The defendant was charged with committing several offenses on a weekend in October 1982; the other offenses allegedly occurred on a weekend in January 1983. And, although defendant was charged with conspiracy in 83CRS39401B and in 83CRS-39441B, each conspiracy charge states a single date —30 January 1983 and 15 October 1982, respectively.

Prior to trial the State moved to join all offenses for trial pursuant to N.C. Gen. Stat. Sec. 15A-926(a) (1983) on the theory that the offenses charged were all part of a common scheme or plan. Alternatively, the State sought joinder of the offenses which occurred on the weekend in October for one trial, and joinder of the offenses which arose on the weekend in January for another trial. The trial court allowed the motion of the State to join for trial all offenses against defendant.

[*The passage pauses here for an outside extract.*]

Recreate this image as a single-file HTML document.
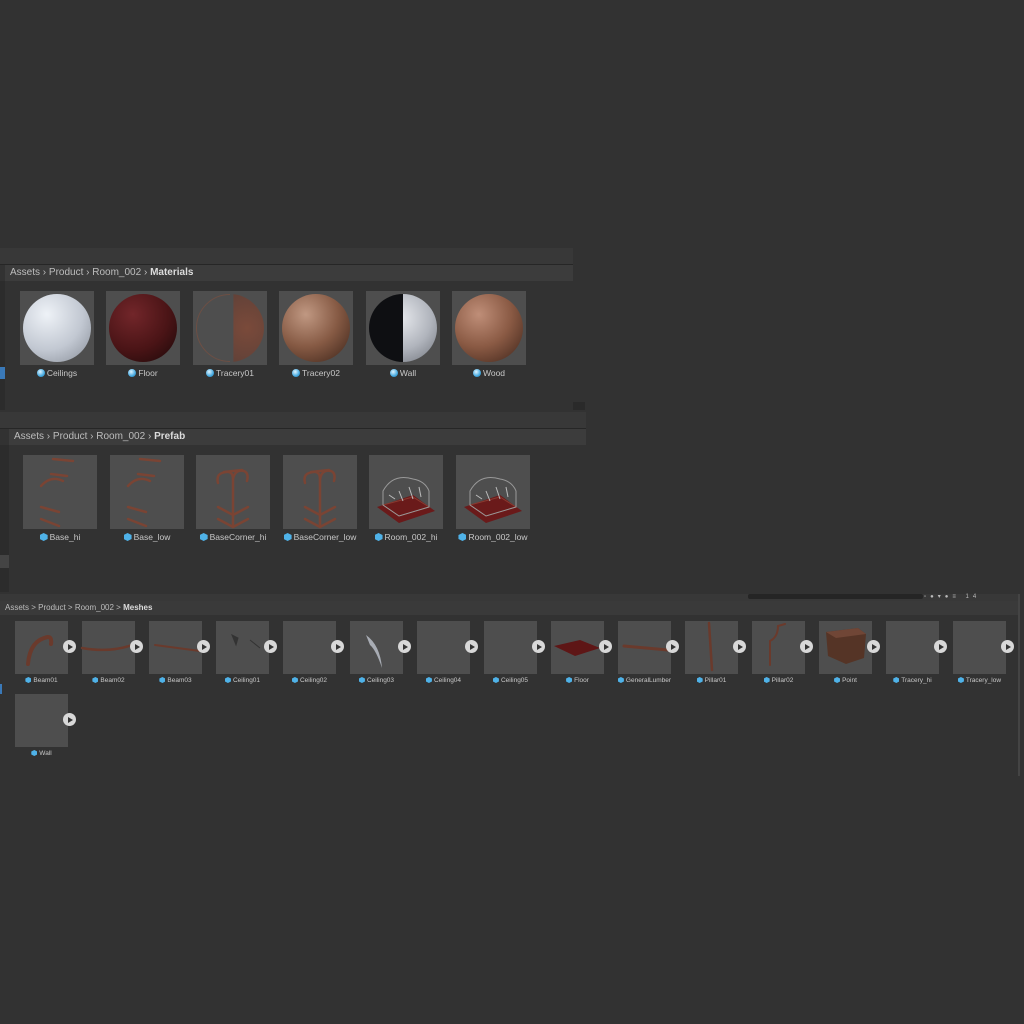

Consolidation of offenses for trial is controlled by G.S. Sec. 15A-926(a) (1983), which provides, in pertinent part, that offenses may be joined only when: “[Tjhe offenses, whether felonies or misdemeanors or both, are based on the same act or transaction or on a series of acts or transactions connected together or constituting parts of a single scheme or plan.” And although a motion to consolidate charges for trial is addressed to the sound discretion of the trial court, the determination of whether a group of of*697fenses are transactionally related so that they may be joined for trial is a question of law fully re viewable on appeal. State v. Cor-bett, 309 N.C. 382, 307 S.E. 2d 139 (1983); State v. Silva, 304 N.C. 122, 282 S.E. 2d 449 (1981). See North Carolina Criminal Cases Manual 125 (Wake Forest University School of Law 1984). So, for offenses to be joined, there must be a transactional connection common to all, and the trial court must determine that a defendant would not be prejudiced by hearing more than one charge at the same trial. Corbett; Silva.

Significantly, G.S. Sec. 15A-926(a), “which became effective in 1975, differs from its predecessor, in part by disallowing joinder on the basis that the acts were of the same class of crime or offense when there is no transactional connection among the offenses.” State v. Corbett, 309 N.C. at 387, 307 S.E. 2d at 143.

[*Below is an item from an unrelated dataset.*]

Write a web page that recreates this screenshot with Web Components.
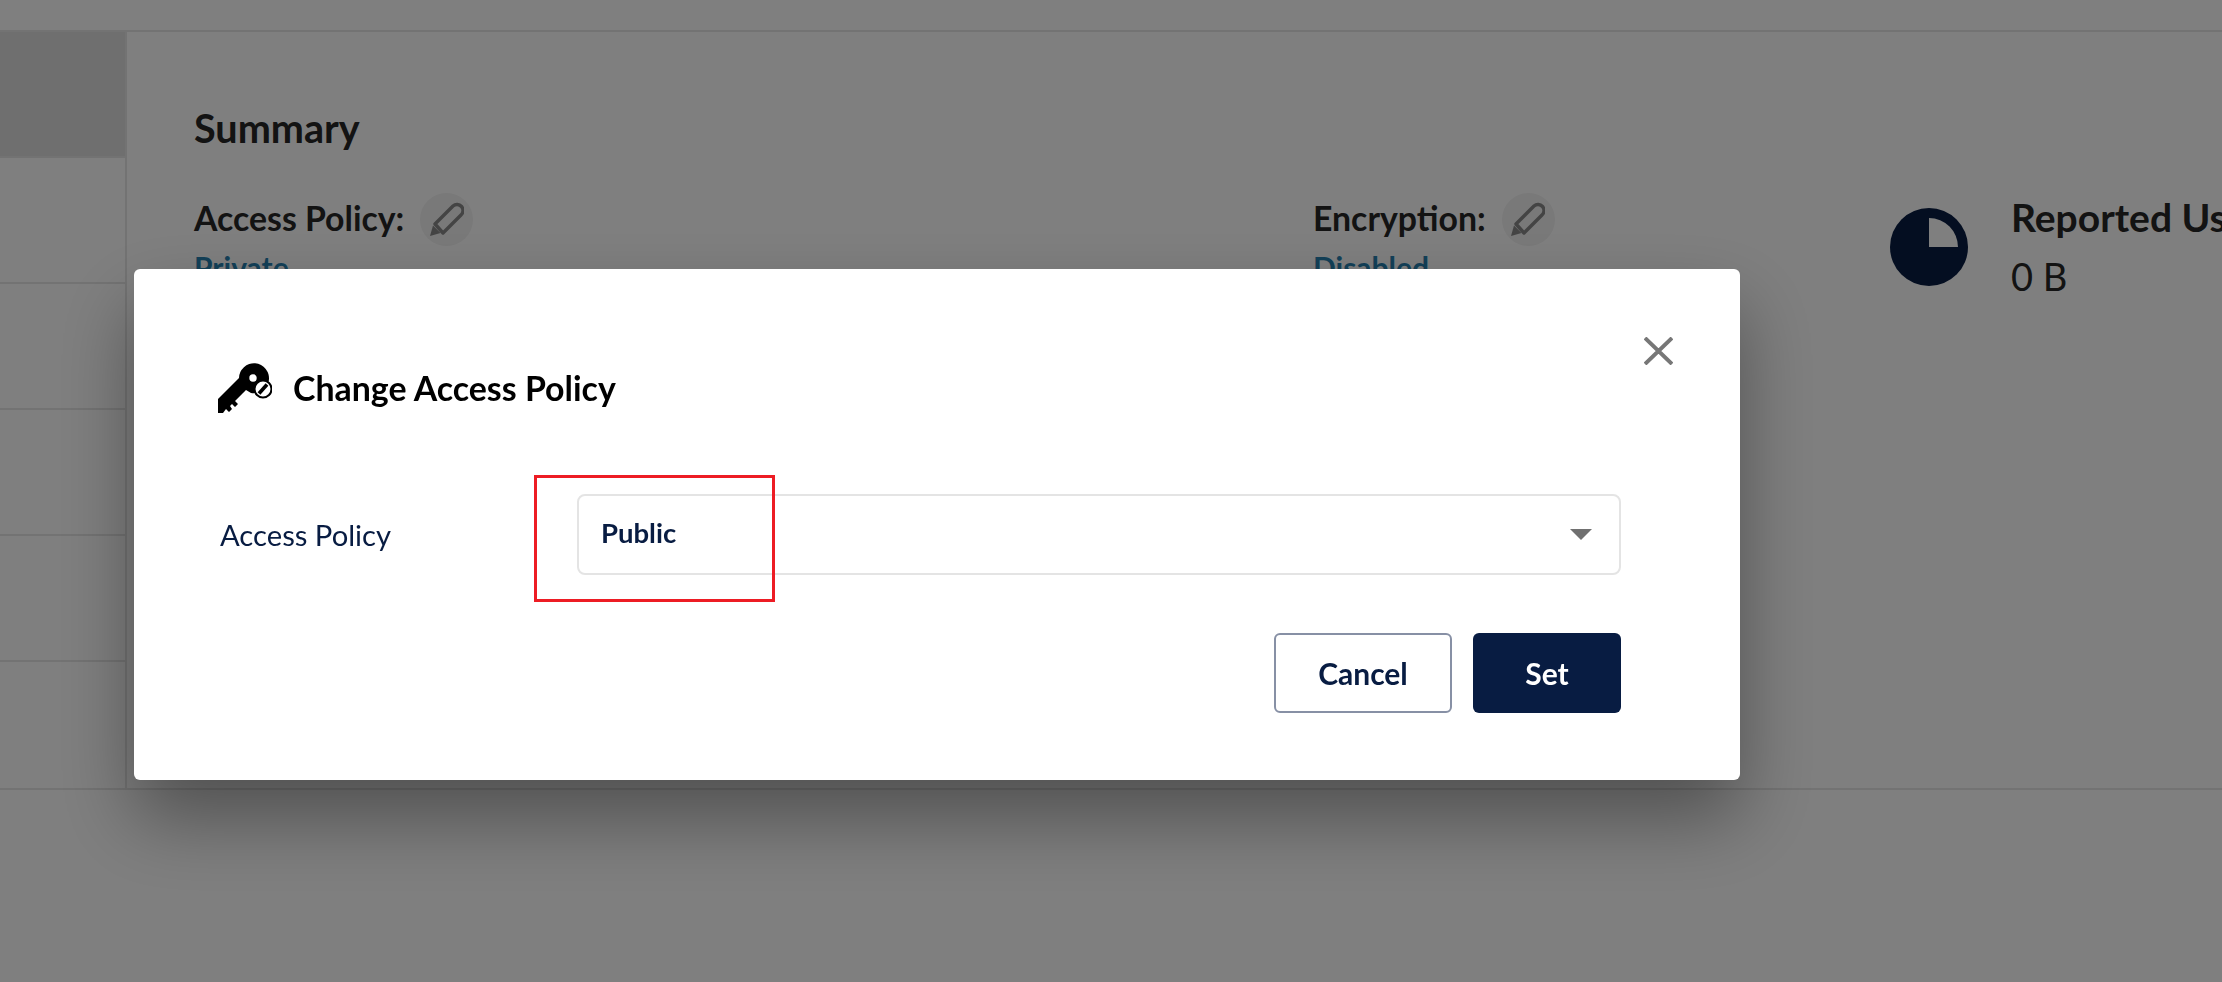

One circumstance in which offenses are transactionally related so that they may be joined for trial occurs when they arise out of a single overall conspiracy. State v. Silva, 304 N.C. at 127. Another is when a series of crimes are so closely related in time that they appear to be parts of a continuous crime spree. State v. Avery, 302 N.C. 517, 276 S.E. 2d 699 (1981) (series of crimes during a two day period of escape from prison); State v. Clark, 301 N.C. 176, 270 S.E. 2d 425 (1980) (offenses one after the other on the same afternoon); State v. Greene, 294 N.C. 418, 241 S.E. 2d 662 (1978) (two sexual assaults within three hours); State v. Davis, 289 N.C. 500, 223 S.E. 2d 296, death penalty vacated, 429 U.S. 809 (1976) (four offenses within two and a half hours).
In the absence of a conspiracy charge that serves as an umbrella, offenses that are committed on separate dates cannot be joined for trial, even when they are of like character, unless the circumstances of each offense are so distinctly similar that they serve almost as a fingerprint.

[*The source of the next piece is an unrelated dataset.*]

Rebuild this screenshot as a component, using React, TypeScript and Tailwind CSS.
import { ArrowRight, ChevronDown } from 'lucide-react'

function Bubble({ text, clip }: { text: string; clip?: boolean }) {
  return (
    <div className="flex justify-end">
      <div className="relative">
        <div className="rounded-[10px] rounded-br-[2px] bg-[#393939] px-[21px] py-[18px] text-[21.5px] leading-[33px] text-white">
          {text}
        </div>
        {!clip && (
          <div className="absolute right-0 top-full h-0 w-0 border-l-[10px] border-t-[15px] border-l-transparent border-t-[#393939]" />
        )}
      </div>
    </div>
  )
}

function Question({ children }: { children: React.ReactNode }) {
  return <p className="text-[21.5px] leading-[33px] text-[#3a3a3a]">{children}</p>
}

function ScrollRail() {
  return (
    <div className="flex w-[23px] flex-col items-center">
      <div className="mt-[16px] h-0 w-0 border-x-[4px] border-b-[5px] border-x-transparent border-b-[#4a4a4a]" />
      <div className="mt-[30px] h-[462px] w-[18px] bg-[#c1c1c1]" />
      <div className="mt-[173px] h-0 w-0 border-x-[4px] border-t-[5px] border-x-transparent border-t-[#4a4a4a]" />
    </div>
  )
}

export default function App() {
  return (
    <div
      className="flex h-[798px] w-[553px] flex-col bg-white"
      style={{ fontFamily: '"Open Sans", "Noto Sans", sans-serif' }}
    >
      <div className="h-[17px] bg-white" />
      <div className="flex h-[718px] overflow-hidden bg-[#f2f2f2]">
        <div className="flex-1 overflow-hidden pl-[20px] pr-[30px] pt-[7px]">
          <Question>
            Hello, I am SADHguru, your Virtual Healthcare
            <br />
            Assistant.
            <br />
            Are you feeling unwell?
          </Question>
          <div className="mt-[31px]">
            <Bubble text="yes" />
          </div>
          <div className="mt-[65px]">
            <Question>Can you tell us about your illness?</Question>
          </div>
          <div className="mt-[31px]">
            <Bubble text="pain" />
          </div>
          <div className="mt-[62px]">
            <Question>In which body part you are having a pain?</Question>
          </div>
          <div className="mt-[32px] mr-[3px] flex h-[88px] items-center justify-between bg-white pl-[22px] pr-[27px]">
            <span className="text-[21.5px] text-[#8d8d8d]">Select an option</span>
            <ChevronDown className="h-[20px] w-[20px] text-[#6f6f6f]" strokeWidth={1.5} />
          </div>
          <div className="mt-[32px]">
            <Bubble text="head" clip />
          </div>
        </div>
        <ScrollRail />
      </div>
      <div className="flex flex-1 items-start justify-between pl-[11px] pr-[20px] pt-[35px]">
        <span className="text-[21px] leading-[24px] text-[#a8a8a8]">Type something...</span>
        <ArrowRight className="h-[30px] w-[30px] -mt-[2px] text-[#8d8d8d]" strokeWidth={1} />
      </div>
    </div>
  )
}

North Carolina Criminal Cases Manual 125-6. See also State v. Corbett; State v. Wilson, 57 N.C. App. 444, 291 S.E. 2d 830, disc. rev. denied, 306 N.C. 563, 294 S.E. 2d 375 (1982). An example of a case in which the circumstances of each offense were so distinctively similar that they serve almost as fingerprints is State v. Williams, 308 N.C. 339, 302 S.E. 2d 441 (1983). In Williams, our *698Supreme Court held that two transactions involving burglary and rape four weeks apart could be joined when:

[o]n both occasions the crimes were committed against the same victim, in the same apartment at approximately the same time of night. The defendant gained entry to the apartment each time through an open window and committed a single act of intercourse with the victim. On both occasions the defendant effectuated his assault without the use of a weapon and he allowed the victim to take contraceptive measures on both occasions. In addition, the victim testified that the defendant told her he had watched her from outside the house on several nights between the two assaults.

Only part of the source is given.